● Exercise:
Print all of the lines exactly. Any picture among them stays out.

● Data block:

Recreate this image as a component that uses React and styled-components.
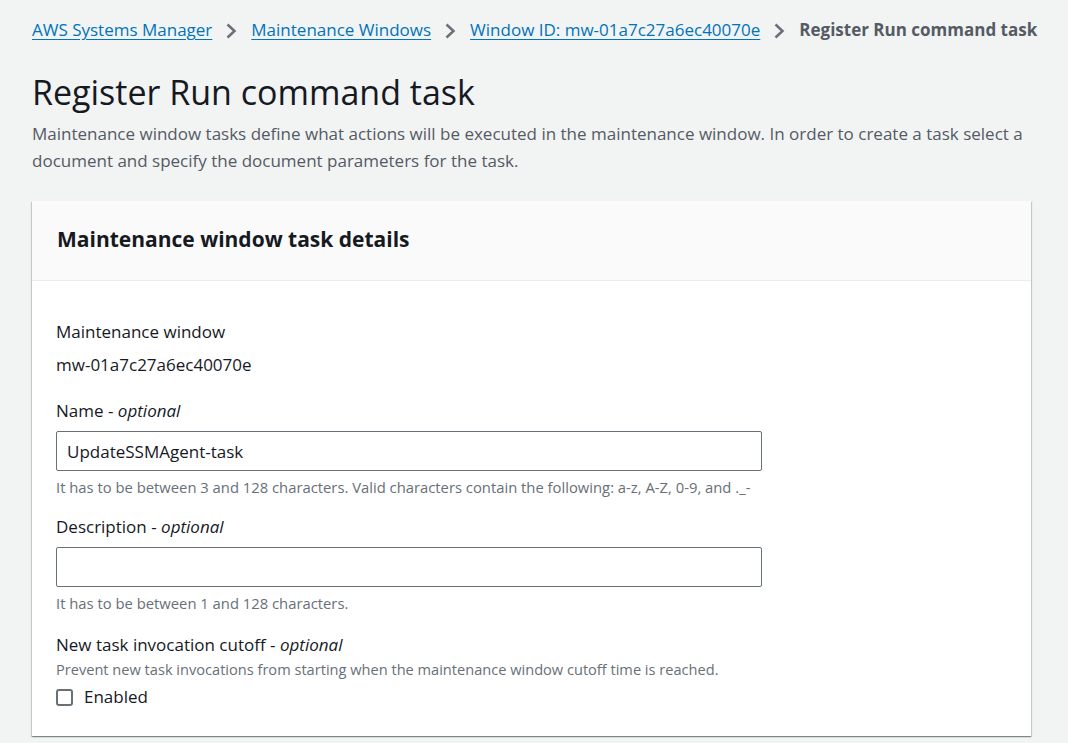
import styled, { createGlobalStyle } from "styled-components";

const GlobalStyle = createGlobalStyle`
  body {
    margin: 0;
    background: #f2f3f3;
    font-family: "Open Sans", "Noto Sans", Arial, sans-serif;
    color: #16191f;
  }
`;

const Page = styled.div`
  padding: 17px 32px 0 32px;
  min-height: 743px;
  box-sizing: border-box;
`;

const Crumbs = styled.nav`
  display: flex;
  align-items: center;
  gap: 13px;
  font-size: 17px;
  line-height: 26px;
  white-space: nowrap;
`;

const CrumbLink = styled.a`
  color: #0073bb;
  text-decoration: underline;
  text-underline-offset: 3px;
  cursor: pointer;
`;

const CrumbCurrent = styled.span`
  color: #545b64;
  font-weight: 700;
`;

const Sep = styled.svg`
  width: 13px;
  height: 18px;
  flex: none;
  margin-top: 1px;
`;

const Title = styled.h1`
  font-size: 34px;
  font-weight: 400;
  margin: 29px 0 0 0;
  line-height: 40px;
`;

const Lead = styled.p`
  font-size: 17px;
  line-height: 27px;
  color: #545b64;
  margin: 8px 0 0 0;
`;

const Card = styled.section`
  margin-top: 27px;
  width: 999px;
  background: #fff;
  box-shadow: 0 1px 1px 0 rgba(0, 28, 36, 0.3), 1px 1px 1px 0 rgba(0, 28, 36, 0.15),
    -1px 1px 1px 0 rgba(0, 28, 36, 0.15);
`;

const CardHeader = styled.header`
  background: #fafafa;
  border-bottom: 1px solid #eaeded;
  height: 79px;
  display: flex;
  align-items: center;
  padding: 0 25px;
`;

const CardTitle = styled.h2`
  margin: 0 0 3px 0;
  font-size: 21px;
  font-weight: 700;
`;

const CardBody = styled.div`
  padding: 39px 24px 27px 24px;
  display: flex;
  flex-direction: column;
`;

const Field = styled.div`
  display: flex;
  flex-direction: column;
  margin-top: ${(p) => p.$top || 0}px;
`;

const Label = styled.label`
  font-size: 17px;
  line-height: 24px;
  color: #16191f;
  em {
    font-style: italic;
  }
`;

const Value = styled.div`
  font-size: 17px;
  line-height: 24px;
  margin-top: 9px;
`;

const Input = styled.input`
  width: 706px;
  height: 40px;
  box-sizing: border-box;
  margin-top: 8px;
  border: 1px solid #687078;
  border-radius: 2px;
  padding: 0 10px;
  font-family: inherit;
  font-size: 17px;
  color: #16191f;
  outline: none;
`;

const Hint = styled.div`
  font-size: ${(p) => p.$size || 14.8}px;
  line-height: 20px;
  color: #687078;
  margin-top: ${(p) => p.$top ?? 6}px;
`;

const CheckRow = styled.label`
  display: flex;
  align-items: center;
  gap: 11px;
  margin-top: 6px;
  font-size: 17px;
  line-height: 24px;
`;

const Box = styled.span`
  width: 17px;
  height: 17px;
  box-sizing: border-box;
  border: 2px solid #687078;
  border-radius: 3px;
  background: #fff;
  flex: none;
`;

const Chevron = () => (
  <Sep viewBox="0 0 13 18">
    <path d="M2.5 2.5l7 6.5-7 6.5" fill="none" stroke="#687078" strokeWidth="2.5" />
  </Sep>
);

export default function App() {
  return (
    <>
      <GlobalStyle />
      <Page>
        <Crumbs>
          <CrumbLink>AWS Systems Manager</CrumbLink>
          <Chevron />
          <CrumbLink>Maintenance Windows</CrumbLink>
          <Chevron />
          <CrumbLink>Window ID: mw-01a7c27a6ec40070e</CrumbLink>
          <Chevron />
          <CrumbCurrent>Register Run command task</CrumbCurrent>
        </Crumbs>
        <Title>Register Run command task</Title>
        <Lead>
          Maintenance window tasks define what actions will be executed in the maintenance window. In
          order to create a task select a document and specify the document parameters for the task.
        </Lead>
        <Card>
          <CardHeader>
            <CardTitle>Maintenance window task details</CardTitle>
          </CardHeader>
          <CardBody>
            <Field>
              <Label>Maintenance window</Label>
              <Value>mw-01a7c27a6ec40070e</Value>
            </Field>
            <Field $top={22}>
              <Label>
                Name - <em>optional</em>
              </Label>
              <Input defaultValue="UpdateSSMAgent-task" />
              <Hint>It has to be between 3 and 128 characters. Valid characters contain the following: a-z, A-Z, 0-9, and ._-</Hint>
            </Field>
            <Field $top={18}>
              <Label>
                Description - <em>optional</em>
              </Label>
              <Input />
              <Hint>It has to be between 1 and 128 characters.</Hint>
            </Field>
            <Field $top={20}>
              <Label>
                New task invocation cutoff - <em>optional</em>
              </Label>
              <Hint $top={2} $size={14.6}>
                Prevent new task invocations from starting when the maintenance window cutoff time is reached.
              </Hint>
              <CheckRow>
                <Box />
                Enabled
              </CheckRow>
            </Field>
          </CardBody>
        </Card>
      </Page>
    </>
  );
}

● Exercise answer:
Recreate this image as a component that uses React and styled-components.
import styled, { createGlobalStyle } from "styled-components";

const GlobalStyle = createGlobalStyle`
  body {
    margin: 0;
    background: #f2f3f3;
    font-family: "Open Sans", "Noto Sans", Arial, sans-serif;
    color: #16191f;
  }
`;

const Page = styled.div`
  padding: 17px 32px 0 32px;
  min-height: 743px;
  box-sizing: border-box;
`;

const Crumbs = styled.nav`
  display: flex;
  align-items: center;
  gap: 13px;
  font-size: 17px;
  line-height: 26px;
  white-space: nowrap;
`;

const CrumbLink = styled.a`
  color: #0073bb;
  text-decoration: underline;
  text-underline-offset: 3px;
  cursor: pointer;
`;

const CrumbCurrent = styled.span`
  color: #545b64;
  font-weight: 700;
`;

const Sep = styled.svg`
  width: 13px;
  height: 18px;
  flex: none;
  margin-top: 1px;
`;

const Title = styled.h1`
  font-size: 34px;
  font-weight: 400;
  margin: 29px 0 0 0;
  line-height: 40px;
`;

const Lead = styled.p`
  font-size: 17px;
  line-height: 27px;
  color: #545b64;
  margin: 8px 0 0 0;
`;

const Card = styled.section`
  margin-top: 27px;
  width: 999px;
  background: #fff;
  box-shadow: 0 1px 1px 0 rgba(0, 28, 36, 0.3), 1px 1px 1px 0 rgba(0, 28, 36, 0.15),
    -1px 1px 1px 0 rgba(0, 28, 36, 0.15);
`;

const CardHeader = styled.header`
  background: #fafafa;
  border-bottom: 1px solid #eaeded;
  height: 79px;
  display: flex;
  align-items: center;
  padding: 0 25px;
`;

const CardTitle = styled.h2`
  margin: 0 0 3px 0;
  font-size: 21px;
  font-weight: 700;
`;

const CardBody = styled.div`
  padding: 39px 24px 27px 24px;
  display: flex;
  flex-direction: column;
`;

const Field = styled.div`
  display: flex;
  flex-direction: column;
  margin-top: ${(p) => p.$top || 0}px;
`;

const Label = styled.label`
  font-size: 17px;
  line-height: 24px;
  color: #16191f;
  em {
    font-style: italic;
  }
`;

const Value = styled.div`
  font-size: 17px;
  line-height: 24px;
  margin-top: 9px;
`;

const Input = styled.input`
  width: 706px;
  height: 40px;
  box-sizing: border-box;
  margin-top: 8px;
  border: 1px solid #687078;
  border-radius: 2px;
  padding: 0 10px;
  font-family: inherit;
  font-size: 17px;
  color: #16191f;
  outline: none;
`;

const Hint = styled.div`
  font-size: ${(p) => p.$size || 14.8}px;
  line-height: 20px;
  color: #687078;
  margin-top: ${(p) => p.$top ?? 6}px;
`;

const CheckRow = styled.label`
  display: flex;
  align-items: center;
  gap: 11px;
  margin-top: 6px;
  font-size: 17px;
  line-height: 24px;
`;

const Box = styled.span`
  width: 17px;
  height: 17px;
  box-sizing: border-box;
  border: 2px solid #687078;
  border-radius: 3px;
  background: #fff;
  flex: none;
`;

const Chevron = () => (
  <Sep viewBox="0 0 13 18">
    <path d="M2.5 2.5l7 6.5-7 6.5" fill="none" stroke="#687078" strokeWidth="2.5" />
  </Sep>
);

export default function App() {
  return (
    <>
      <GlobalStyle />
      <Page>
        <Crumbs>
          <CrumbLink>AWS Systems Manager</CrumbLink>
          <Chevron />
          <CrumbLink>Maintenance Windows</CrumbLink>
          <Chevron />
          <CrumbLink>Window ID: mw-01a7c27a6ec40070e</CrumbLink>
          <Chevron />
          <CrumbCurrent>Register Run command task</CrumbCurrent>
        </Crumbs>
        <Title>Register Run command task</Title>
        <Lead>
          Maintenance window tasks define what actions will be executed in the maintenance window. In
          order to create a task select a document and specify the document parameters for the task.
        </Lead>
        <Card>
          <CardHeader>
            <CardTitle>Maintenance window task details</CardTitle>
          </CardHeader>
          <CardBody>
            <Field>
              <Label>Maintenance window</Label>
              <Value>mw-01a7c27a6ec40070e</Value>
            </Field>
            <Field $top={22}>
              <Label>
                Name - <em>optional</em>
              </Label>
              <Input defaultValue="UpdateSSMAgent-task" />
              <Hint>It has to be between 3 and 128 characters. Valid characters contain the following: a-z, A-Z, 0-9, and ._-</Hint>
            </Field>
            <Field $top={18}>
              <Label>
                Description - <em>optional</em>
              </Label>
              <Input />
              <Hint>It has to be between 1 and 128 characters.</Hint>
            </Field>
            <Field $top={20}>
              <Label>
                New task invocation cutoff - <em>optional</em>
              </Label>
              <Hint $top={2} $size={14.6}>
                Prevent new task invocations from starting when the maintenance window cutoff time is reached.
              </Hint>
              <CheckRow>
                <Box />
                Enabled
              </CheckRow>
            </Field>
          </CardBody>
        </Card>
      </Page>
    </>
  );
}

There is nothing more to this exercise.